The fix: Treat packaging as an extension of your restaurant's brand. Arrange containers neatly inside the bag. Wipe the outside of containers before packing (a quick wipe removes any drips from the kitchen). Face labels outward. Include a small printed card with your restaurant name, contact number, and a reorder prompt. These touches cost almost nothing but create a professional impression that drives repeat business.

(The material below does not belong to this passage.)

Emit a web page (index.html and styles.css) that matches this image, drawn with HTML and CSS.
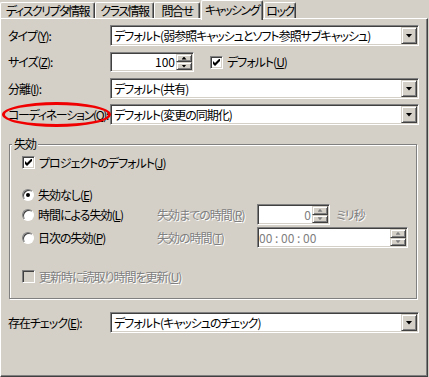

The Cost of Getting Packaging Wrong
To put these mistakes in financial perspective:
| Packaging Failure | Direct Cost | Indirect Cost |
|---|---|---|
| Spill/leak in transit | Rs 200-400 (refund + replacement) | 1-star review, reduced platform visibility |
| Soggy/cold food on arrival | Rs 100-200 (partial refund) | Customer does not reorder |
| Missing cutlery/napkins | Negligible | Negative review, perception of carelessness |
| Carry bag failure | Rs 400-600 (full order replacement) | Delivery partner complaint, customer lost |
| Poor presentation | None immediate | Lower repeat order rate, weaker brand perception |
A restaurant doing 100 delivery orders per day that experiences packaging failures on just 5% of orders is losing Rs 1,500-3,000 per day in direct costs alone -- that is Rs 45,000-90,000 per month. The indirect costs from lost customers and lower ratings compound over time, making the true impact several times higher.
Every one of these mistakes has a straightforward fix, and the cost of the fix is always a fraction of the cost of the failure. Start by auditing your current packaging against this list, address the most critical gaps first, and you will see the results in your ratings, your refund rates, and your bottom line within weeks.